Keywords: surface moisture, aeolian sand transport, spatially-uneven drying, stochastic approach, intermittent saltation
- 4:40 PM Author(s):
*Eugene Farrell - Texas A&M University
Douglas J. Sherman - Texas A&M University
Abstract Title: Wind tunnel simulations of saltation: Is close enough, good enough?.
This paper examines the scaling up process of aeolian sand transport models from wind tunnels to beach and desert environments. Most experimental work is carried out at small spatial scales due to reductionist approaches and/or logistical and financial constraints. However, the application of these small scale experimental results to real world problems has been largely unsatisfactory. This paper demonstrates that airflow - surface relationships and subsequent transport models derived from wind tunnel studies should not be applied to natural systems without scaling corrections. Specifically, the scaling constraints of wind tunnels impact aeolian processes in two ways: (1) wind tunnel geometry inhibits the development of turbulent coherent flow structures and, thus, particle trajectories are reduced in height and length, and (2) the saltation enhanced roughness is much smaller in wind tunnels; probably for the same reason. Until these process scaling issues are explicitly addressed in wind blown sand studies, the accuracy of transport models will continue to be poor except by accident. The verification and validation of empirical and theoretical methods for correcting the results of small scale process studies to predictions at larger scales remains an important consideration for the discipline of aeolian research.
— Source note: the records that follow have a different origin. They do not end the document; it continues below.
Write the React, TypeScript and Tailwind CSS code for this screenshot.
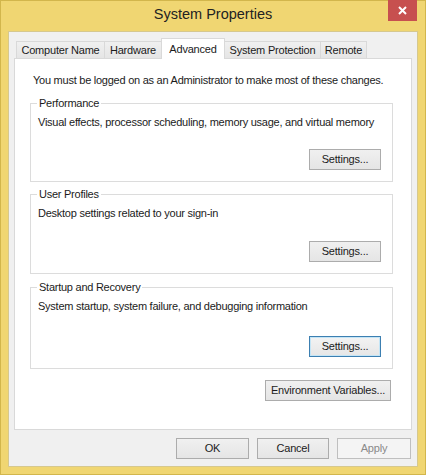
import React from "react";

const font = { fontFamily: '"Liberation Sans", Arial, sans-serif' };

function Btn({
    label,
    className = "",
    focused = false,
    disabled = false,
}: {
    label: string;
    className?: string;
    focused?: boolean;
    disabled?: boolean;
}) {
    const tone = disabled
        ? "border-[#bfbfbf] bg-[#f4f4f4] text-[#8a8a8a]"
        : focused
        ? "border-[#3c7fb1] bg-gradient-to-b from-[#f3f3f3] to-[#e6e6e6] text-[#1b1b1b] shadow-[inset_0_0_0_1px_#c4e5f6]"
        : "border-[#acacac] bg-gradient-to-b from-[#f0f0f0] to-[#e5e5e5] text-[#1b1b1b]";
    return (
        <button
            className={`flex h-[21px] items-center justify-center border text-[11px] tracking-[-0.2px] ${tone} ${className}`}
        >
            {label}
        </button>
    );
}

function Group({
    title,
    desc,
    height,
}: {
    title: string;
    desc: string;
    height: string;
}) {
    return (
        <div className={`relative flex ${height} flex-col border border-[#dcdcdc] pb-[11px] pl-[7px] pr-[11px] pt-[11px]`}>
            {/* legend sits over the top border */}
            <span className="absolute -top-[8px] left-[6px] bg-white px-[2px] text-[11px] leading-[14px] tracking-[-0.25px] text-[#1b1b1b]">
                {title}
            </span>
            <p className="whitespace-nowrap text-[11px] leading-[14px] tracking-[-0.25px] text-[#1b1b1b]">{desc}</p>
            <div className="mt-auto flex justify-end">
                <Btn label="Settings..." className="w-[72px]" focused={title === "Startup and Recovery"} />
            </div>
        </div>
    );
}

const tabs = [
    { t: "Computer Name", w: "w-[89px] ml-0" },
    { t: "Hardware", w: "w-[58px] -ml-px" },
    { t: "Advanced", w: "w-[64px] -ml-px" },
    { t: "System Protection", w: "w-[97px] -ml-px" },
    { t: "Remote", w: "w-[47px] -ml-px" },
];

export default function App() {
    return (
        <div style={font} className="flex h-[475px] w-[426px] flex-col border border-[#d2b64c] bg-[#f0d672]">
            {/* Title bar */}
            <div className="relative flex h-[30px] items-center justify-center">
                <span className="-mt-[2px] text-[14.5px] text-[#222]">System Properties</span>
                <div className="absolute right-[8px] top-[-1px] flex h-[21px] w-[29px] items-center justify-center bg-[#c7504f]">
                    <svg width="9" height="9" viewBox="0 0 9 9">
                        <path d="M1 1L8 8M8 1L1 8" stroke="white" strokeWidth="2" />
                    </svg>
                </div>
            </div>

            {/* Client area */}
            <div className="mx-[7px] mb-[7px] flex flex-1 flex-col border border-[#d6c88e] bg-[#f0f0f0] px-[5px] pt-[6px]">
                {/* Tabs */}
                <div className="relative z-10 -mb-px flex h-[21px] items-end pl-[2px]">
                    {tabs.map(({ t, w }) =>
                        t === "Advanced" ? (
                            <div
                                key={t}
                                className={`flex h-[21px] items-start justify-center border border-b-0 border-[#d9d9d9] bg-white pt-[2px] text-[11px] tracking-[-0.2px] text-[#1b1b1b] ${w}`}
                            >
                                {t}
                            </div>
                        ) : (
                            <div
                                key={t}
                                className={`flex h-[18px] items-center justify-center border border-[#d9d9d9] bg-gradient-to-b from-[#f0f0f0] to-[#e5e5e5] text-[11px] tracking-[-0.2px] text-[#1b1b1b] ${w}`}
                            >
                                {t}
                            </div>
                        )
                    )}
                </div>

                {/* Tab panel */}
                <div className="flex h-[372px] flex-col border border-[#d9d9d9] bg-white pl-[15px] pr-[18px] pt-[14px]">
                    <p className="whitespace-nowrap pl-[3px] text-[11px] leading-[14px] tracking-[-0.25px] text-[#1b1b1b]">
                        You must be logged on as an Administrator to make most of these changes.
                    </p>
                    <div className="mt-[16px]">
                        <Group
                            title="Performance"
                            desc="Visual effects, processor scheduling, memory usage, and virtual memory"
                            height="h-[79px]"
                        />
                    </div>
                    <div className="mt-[12px]">
                        <Group title="User Profiles" desc="Desktop settings related to your sign-in" height="h-[80px]" />
                    </div>
                    <div className="mt-[13px]">
                        <Group
                            title="Startup and Recovery"
                            desc="System startup, system failure, and debugging information"
                            height="h-[82px]"
                        />
                    </div>
                    <div className="mt-[11px] flex justify-end pr-[2px]">
                        <Btn label="Environment Variables..." className="w-[126px]" />
                    </div>
                </div>

                {/* Dialog buttons */}
                <div className="mt-[8px] flex justify-end gap-[8px] pr-[1px]">
                    <Btn label="OK" className="w-[73px]" />
                    <Btn label="Cancel" className="w-[72px]" />
                    <Btn label="Apply" className="w-[74px]" disabled />
                </div>
            </div>
        </div>
    );
}
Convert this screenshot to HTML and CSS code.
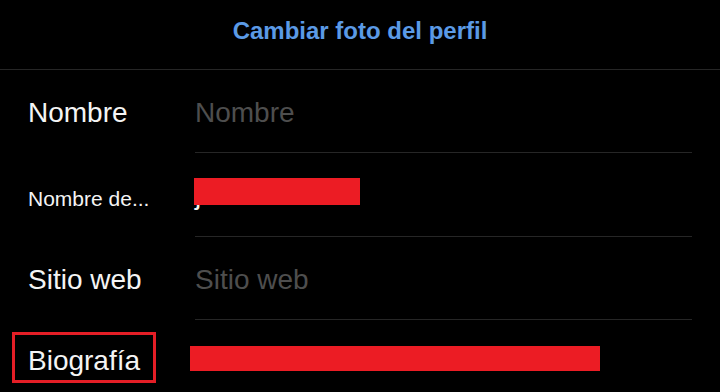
FILE: index.html
```html
<!DOCTYPE html>
<html lang="es">
<head>
    <meta charset="UTF-8">
    <meta name="viewport" content="width=device-width, initial-scale=1.0">
    <title>Editar perfil</title>
    <link rel="stylesheet" href="styles.css">
</head>
<body>
    <div class="screen">
        <div class="header">
            <a class="change-photo" href="#">Cambiar foto del perfil</a>
        </div>

        <div class="row">
            <div class="label">Nombre</div>
            <div class="value placeholder">Nombre</div>
        </div>

        <div class="row row-small">
            <div class="label">Nombre de...</div>
            <div class="value">j<span class="redact redact-user"></span></div>
        </div>

        <div class="row">
            <div class="label">Sitio web</div>
            <div class="value placeholder">Sitio web</div>
        </div>

        <div class="row row-bio">
            <div class="label"><span class="marked">Biografía</span></div>
            <div class="value no-line"><span class="redact redact-bio"></span></div>
        </div>
    </div>
</body>
</html>
```

FILE: styles.css
```css
html, body {
    margin: 0;
    height: 100%;
    overflow: hidden;
}

body {
    background-color: #000;
    color: #f4f4f4;
    font-family: 'Liberation Sans', Arial, sans-serif;
}

.header {
    height: 70px;
    box-sizing: border-box;
    padding-top: 17px;
    text-align: center;
    border-bottom: 1px solid #262626;
}

.change-photo {
    color: #5b9ae6;
    font-size: 24px;
    font-weight: bold;
    line-height: 28px;
    text-decoration: none;
}

.row {
    display: flex;
    height: 83px;
}

.label {
    width: 167px;
    padding-left: 28px;
    padding-top: 27px;
    font-size: 28px;
    line-height: 32px;
    white-space: nowrap;
}

.value {
    position: relative;
    flex: 1;
    margin-right: 28px;
    padding-top: 27px;
    font-size: 28px;
    line-height: 32px;
    border-bottom: 1px solid #262626;
}

.value.no-line {
    border-bottom: none;
}

.placeholder {
    color: #4e4e4e;
}

.row-small {
    height: 84px;
}

.row-small .label {
    padding-top: 34px;
    font-size: 21px;
    line-height: 24px;
}

.row-small .value {
    padding-top: 26px;
}

.row-bio .label {
    padding-top: 12px;
}

.marked {
    display: inline-block;
    margin-left: -16px;
    padding: 10px 13px 3px 13px;
    border: 3px solid #e41e26;
}

.redact {
    position: absolute;
    background-color: #ec1c24;
}

.redact-user {
    left: -1px;
    top: 25px;
    width: 166px;
    height: 27px;
}

.redact-bio {
    left: -5px;
    top: 26px;
    width: 410px;
    height: 25px;
}
```
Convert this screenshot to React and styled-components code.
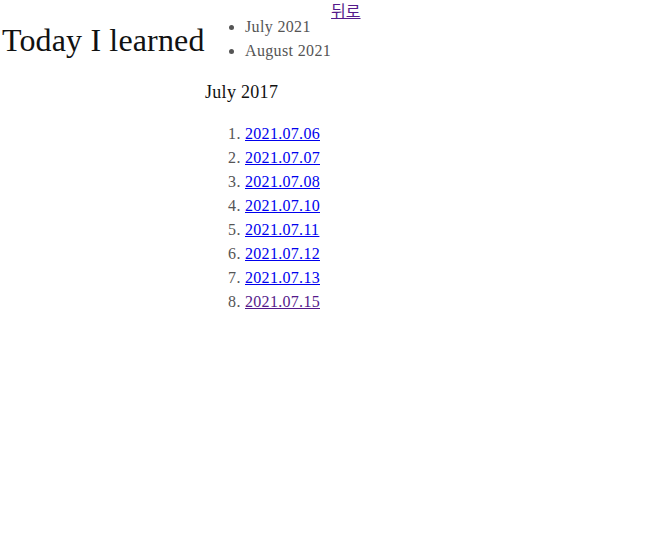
import React from "react";
import styled, { createGlobalStyle } from "styled-components";

const GlobalStyle = createGlobalStyle`
  body {
    margin: 0;
    background: #fff;
    font-family: "Liberation Serif", "Noto Sans CJK KR", serif;
    font-size: 16px;
  }
`;

const Header = styled.header`
  display: flex;
  align-items: flex-start;
`;

const Title = styled.h1`
  flex-shrink: 0;
  width: 203px;
  margin: 22px 0 0 2px;
  font-size: 32px;
  font-weight: normal;
  letter-spacing: 0.15px;
  white-space: nowrap;
  color: #111;
`;

const MonthList = styled.ul`
  margin: 15px 0 0;
  padding-left: 40px;
  color: #555;
  line-height: 24px;
  letter-spacing: 0.35px;
`;

const BackLink = styled.a`
  font-family: "Noto Sans CJK KR", sans-serif;
  font-size: 16px;
  line-height: 20px;
  color: #551a8b;
`;

const Main = styled.main`
  padding-left: 205px;
`;

const MonthTitle = styled.h3`
  margin: 19px 0 0;
  font-size: 18px;
  font-weight: normal;
  letter-spacing: 0.3px;
  color: #111;
`;

const DayList = styled.ol`
  margin: 19px 0 0;
  padding-left: 40px;
  color: #555;
  line-height: 24px;
  letter-spacing: 0.3px;
`;

const DayLink = styled.a`
  color: ${(p) => (p.$visited ? "#551a8b" : "#0000ee")};
`;

const days = [
  "2021.07.06",
  "2021.07.07",
  "2021.07.08",
  "2021.07.10",
  "2021.07.11",
  "2021.07.12",
  "2021.07.13",
  "2021.07.15",
];

export default function App() {
  return (
    <>
      <GlobalStyle />
      <Header>
        <Title>Today I learned</Title>
        <MonthList>
          <li>July 2021</li>
          <li>August 2021</li>
        </MonthList>
        <BackLink href="#">뒤로</BackLink>
      </Header>
      <Main>
        <MonthTitle>July 2017</MonthTitle>
        <DayList>
          {days.map((d, i) => (
            <li key={d}>
              <DayLink href="#" $visited={i === days.length - 1}>
                {d}
              </DayLink>
            </li>
          ))}
        </DayList>
      </Main>
    </>
  );
}
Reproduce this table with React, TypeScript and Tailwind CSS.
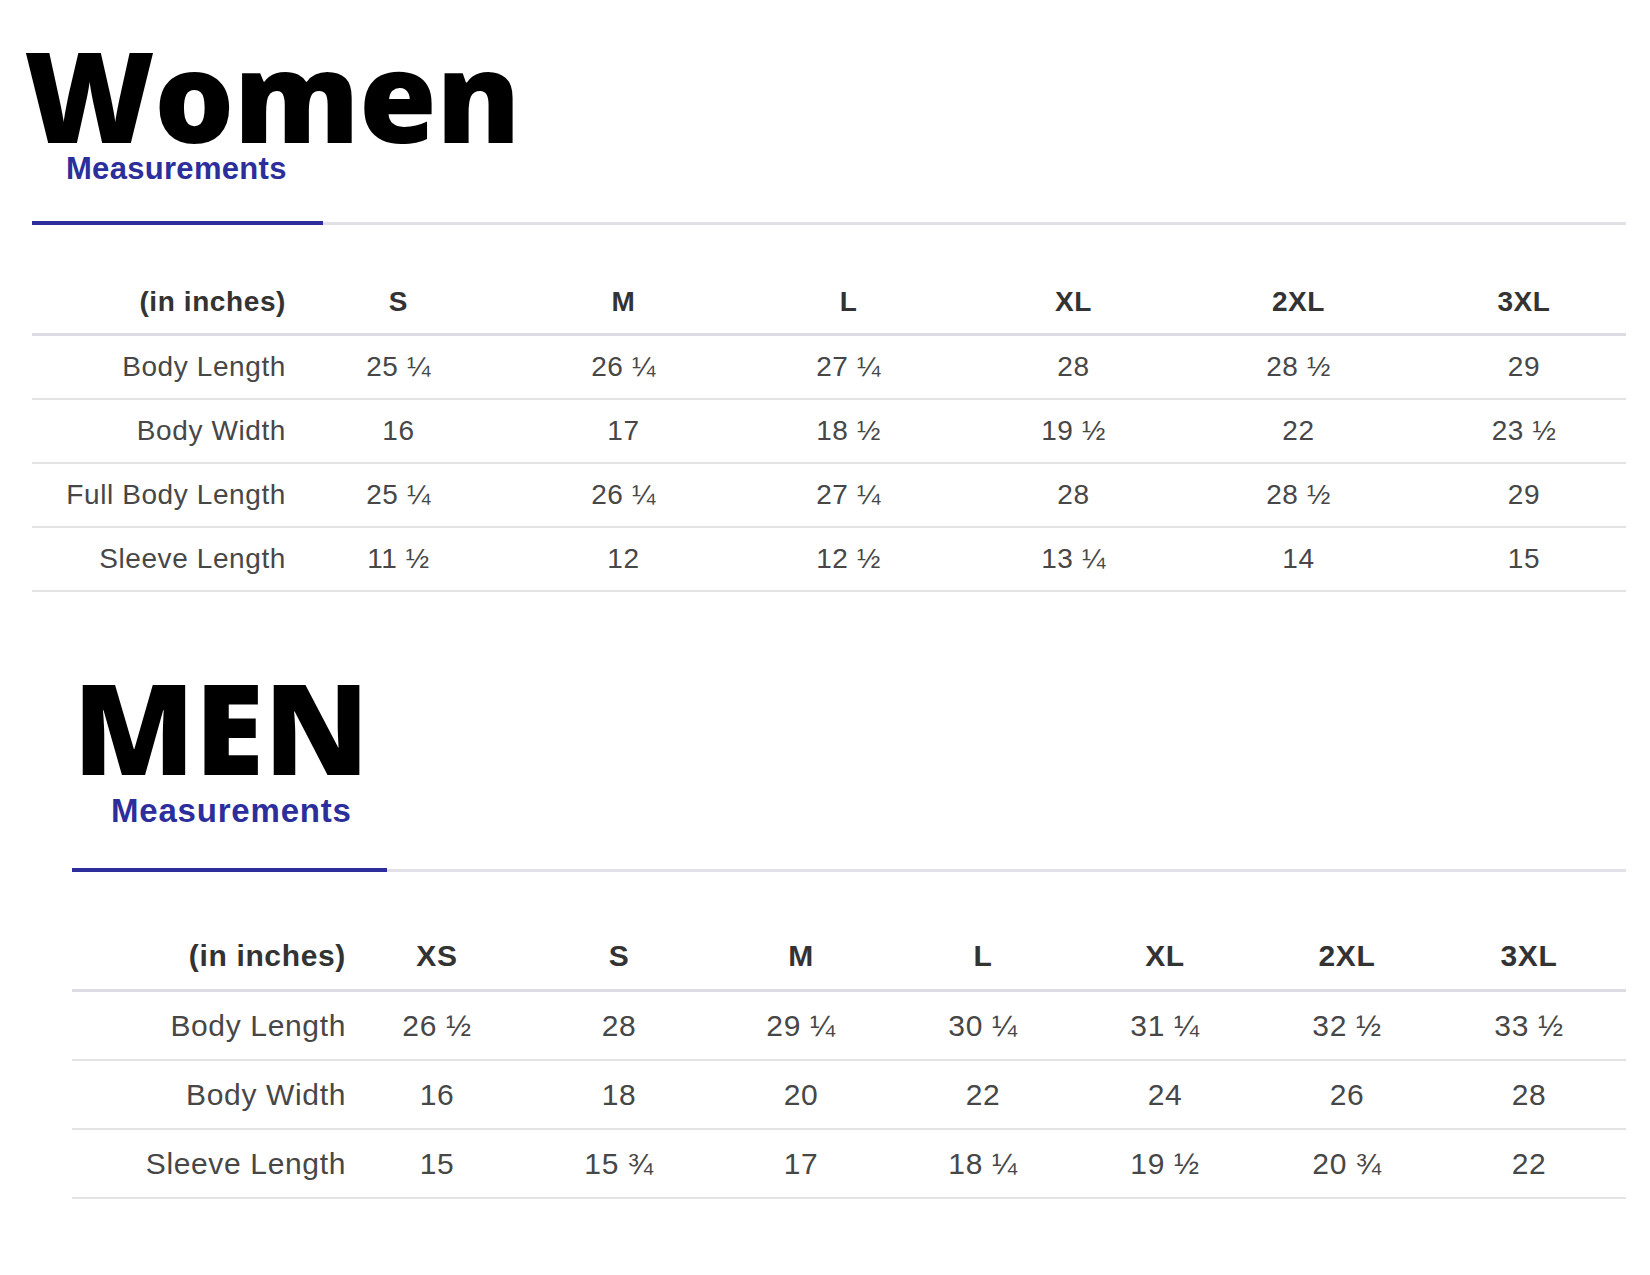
import React from "react";

const womenSizes = ["S", "M", "L", "XL", "2XL", "3XL"];
const womenRows: [string, string[]][] = [
  ["Body Length", ["25 ¼", "26 ¼", "27 ¼", "28", "28 ½", "29"]],
  ["Body Width", ["16", "17", "18 ½", "19 ½", "22", "23 ½"]],
  ["Full Body Length", ["25 ¼", "26 ¼", "27 ¼", "28", "28 ½", "29"]],
  ["Sleeve Length", ["11 ½", "12", "12 ½", "13 ¼", "14", "15"]],
];

const menSizes = ["XS", "S", "M", "L", "XL", "2XL", "3XL"];
const menRows: [string, string[]][] = [
  ["Body Length", ["26 ½", "28", "29 ¼", "30 ¼", "31 ¼", "32 ½", "33 ½"]],
  ["Body Width", ["16", "18", "20", "22", "24", "26", "28"]],
  ["Sleeve Length", ["15", "15 ¾", "17", "18 ¼", "19 ½", "20 ¾", "22"]],
];

const titleFont = { fontFamily: '"Open Sans", "Noto Sans", sans-serif' };
const arial = { fontFamily: '"Liberation Sans", Arial, sans-serif' };

export default function App() {
  return (
    <div className="w-[1650px] h-[1275px] bg-white overflow-hidden" style={arial}>
      {/* WOMEN */}
      <section className="pt-[35px]">
        <h1
          className="pl-[24px] text-[126px] leading-[118px] font-extrabold text-black tracking-[-0.7px]"
          style={titleFont}
        >
          Women
        </h1>
        <div className="pl-[66px] text-[31px] leading-[31px] font-bold text-[#2c2e9c] tracking-[0.3px]">
          Measurements
        </div>
        <div className="mt-[37px] ml-[32px] w-[1594px] flex items-end">
          <div className="w-[291px] h-[4px] bg-[#2c2e9c]" />
          <div className="flex-1 h-[3px] bg-[#e1e1e7]" />
        </div>

        <div className="mt-[46px] ml-[32px] w-[1594px] text-[28px] tracking-[0.6px]">
          <div className="grid grid-cols-[254px_repeat(5,225px)_215px] h-[65px] items-center border-b-[3px] border-[#dcdce2] font-bold text-[#333]">
            <div className="text-right">(in inches)</div>
            {womenSizes.map((s, i) => (
              <div key={s} className={i === 5 ? "text-center pl-[11px]" : "text-center"}>
                {s}
              </div>
            ))}
          </div>
          {womenRows.map(([label, vals]) => (
            <div
              key={label}
              className="grid grid-cols-[254px_repeat(5,225px)_215px] h-[64px] items-center border-b-[2px] border-[#e3e3e6] text-[#474747]"
            >
              <div className="text-right">{label}</div>
              {vals.map((v, i) => (
                <div key={i} className={i === 5 ? "text-center pl-[11px]" : "text-center"}>
                  {v}
                </div>
              ))}
            </div>
          ))}
        </div>
      </section>

      {/* MEN */}
      <section className="mt-[75px]">
        <h1
          className="pl-[73px] text-[126px] leading-[118px] font-extrabold text-black"
          style={titleFont}
        >
          MEN
        </h1>
        <div className="mt-[9px] pl-[111px] text-[33px] leading-[33px] font-bold text-[#2c2e9c] tracking-[0.8px]">
          Measurements
        </div>
        <div className="mt-[41px] ml-[72px] w-[1554px] flex items-end">
          <div className="w-[315px] h-[4px] bg-[#2c2e9c]" />
          <div className="flex-1 h-[3px] bg-[#e1e1e7]" />
        </div>

        <div className="mt-[49px] ml-[72px] w-[1554px] text-[30px] tracking-[0.65px]">
          <div className="grid grid-cols-[274px_repeat(7,182px)] h-[71px] items-center border-b-[3px] border-[#dcdce2] font-bold text-[#333]">
            <div className="text-right">(in inches)</div>
            {menSizes.map((s) => (
              <div key={s} className="text-center">
                {s}
              </div>
            ))}
          </div>
          {menRows.map(([label, vals]) => (
            <div
              key={label}
              className="grid grid-cols-[274px_repeat(7,182px)] h-[69px] items-center border-b-[2px] border-[#e3e3e6] text-[#474747]"
            >
              <div className="text-right">{label}</div>
              {vals.map((v, i) => (
                <div key={i} className="text-center">
                  {v}
                </div>
              ))}
            </div>
          ))}
        </div>
      </section>
    </div>
  );
}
Keywords: saltation, sand transport, scale, surface roughness, particle trajectory
- 5:00 PM Author(s):
*Paul A. Gares - East Carolina University
Patrick Pease - Northern Iowa University
Abstract Title: The influence of topography and approach angles on local wind speed in a coastal blowout, Jockey's Ridge State Park, North Carolina, USA.
This study examines the wind field and associated sediment transport through a 3-5 m deep blowout at Jockey's Ridge, North Carolina. The blowout has an orientation of 240o. Thirteen wind vane/anemometers were placed 0.5 m above the surface throughout the blowout. A 4-meter mast, located upwind of the blowout, provided a reference for the blowout sensors. Wind speed records at each sampling location were grouped according to the mast wind direction. Wind direction data were classified into 10o groups ranging from 250 to 310o. Wind speed varied significantly with wind direction. In the blowout, wind speed increased gradually (100-120%) relative to the mast speed as the direction aligned with the blowout axis. However, locations on the blowout floor generally showed a reduction in wind speed relative to the reference. This reduction was greatest (50-80%) for winds approaching the blowout from azimuths of 300o and greater. Significant acceleration (100-150%) relative to the reference was recorded at locations at the landward ends of the blowout. On the dune crest north of the blowout, acceleration was very high and consistent (160%) regardless of direction, whereas on the dune crest to the south, wind speeds were lower than the reference (60-110%) except when wind approach was nearly normal to the crest. Sand transport patterns mimicked the wind speed patterns. The most effective sand transport occurred when wind direction was oriented along the blowout axis. Winds from other angles were largely disrupted by upwind dune features and were more likely to cause deposition.
Keywords: : Air flow; sediment transport; blowout; coastal dunes
- 5:20 PM Author(s):
*Chris Houser - University of West Florida
Abstract Title: Linking Dune Morphology on a Barrier Island to Transverse Bars on the Inner Shelf.
The morphological response of a barrier island to the elevated water levels and storm waves of a hurricane partly depends on the height and extent of the foredune, and the presence of secondary dunes. Prior to Hurricane Ivan, the height of the dunes along Santa Rosa Island in Northwest Florida exhibited considerable variability alongshore. Empirical orthogonal function (EOF) analysis was used to reduce pre-storm LiDAR data into characteristic cross-island profiles. Cross-correlation analysis between the eigenmodes of the pre-storm morphology and the island width revealed a statistically significant but lagged correlation. The largest dunes tended to be found at and just east of the backbarrier cuspate headlands, while the smallest dunes were found at the narrowest sections of the island. The pre-hurricane height of the foredunes was also found to be correlated with the offshore bathymetry. The largest dunes tended to be associated with a dissipative profile, while the smallest foredunes (and the absence of secondary dunes) tended to be associated with a reflective profile. The variation in offshore bathymetry is shown to be associated with transverse bars on the inner shelf and it is argued that the resulting bathymetric highs and lows create alongshore variation in storm energy. Areas with a reflective profile are prone to breaching, which lowers the elevation of the island to the watertable and leaves a heavy shell lag. This creates a supply-limited environment and slows the rate of post-hurricane dune recovery compared to sections of the island with a dissipative profile.
Keywords: Dune Morphology, Geomorphology, LiDAR, Barrier Island
Session Description: This series of three special paper sessions are co-sponsored by the Coastal and Marine Geography (CoMa) and Geomorphology specialty groups. The research presented in the paper sessions cover a broad spectrum of spatial and temporal scales within aeolian geomorphology.